It's been attributed to post Christmas blues, bad weather, the very thought of working for months until the summer hols, the recession and lack of sunlight, but whatever the reason, what is not in dispute is that today, the 1st of February is the most popular day of the year to throw a sickie.
Monday mornings are rarely the most inspirational of times, as exhibited by tens of thousands of perfectly healthy Brits calling in to work sick and then going back to bed for a couple of extra hours kip.
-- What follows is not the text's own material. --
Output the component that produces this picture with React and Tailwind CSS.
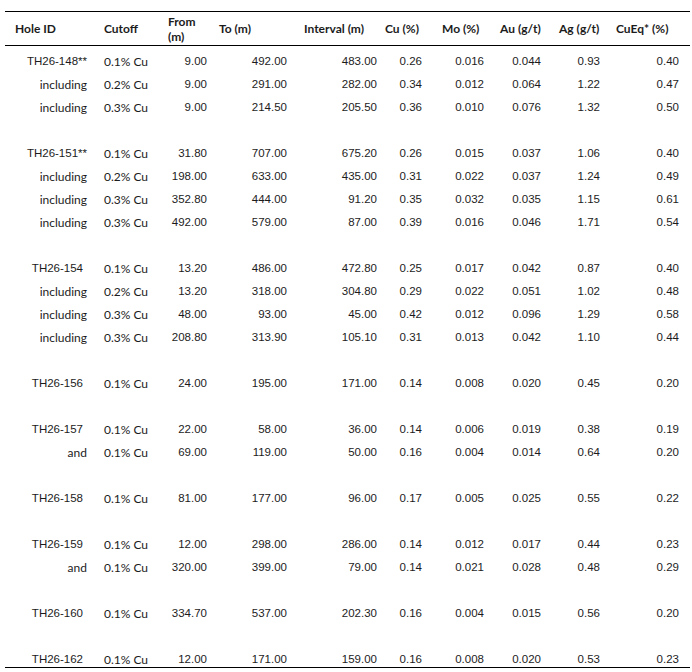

Employers dread this day as phones never stop ringing as employees call in sick en masse, claiming to be suffering from ailments such as the dreaded '24 Hour Bug' 'Inflamed Haemorrhoids' 'Migraine's' 'Diarrhoea' (Usually spelt incorrectly on Self Certification forms, except by seasoned skivers who have gone to the trouble of spell-checking it for added realism) 'Tummy Bugs' 'Head Colds' (aka hangovers) and 'The Flu.'
"It's a nightmare day for us," Charles Cholmondely-Stalker of The Confederation Of British Industry told us. "It's patently obvious that these individuals are swinging the lead and sitting at home watching Jeremy Kyle and Loose Women on daytime TV. But we just can't prove it."
One workshy individual, who declined to be named, told us:
"No I didn't go in to work this morning. Because I couldn't be fucking arsed. All right? You happy now?"
"Ah fuck em," another shirker told us. "Screw work. I'm off down the pub."
More from Broken Britain as we get it.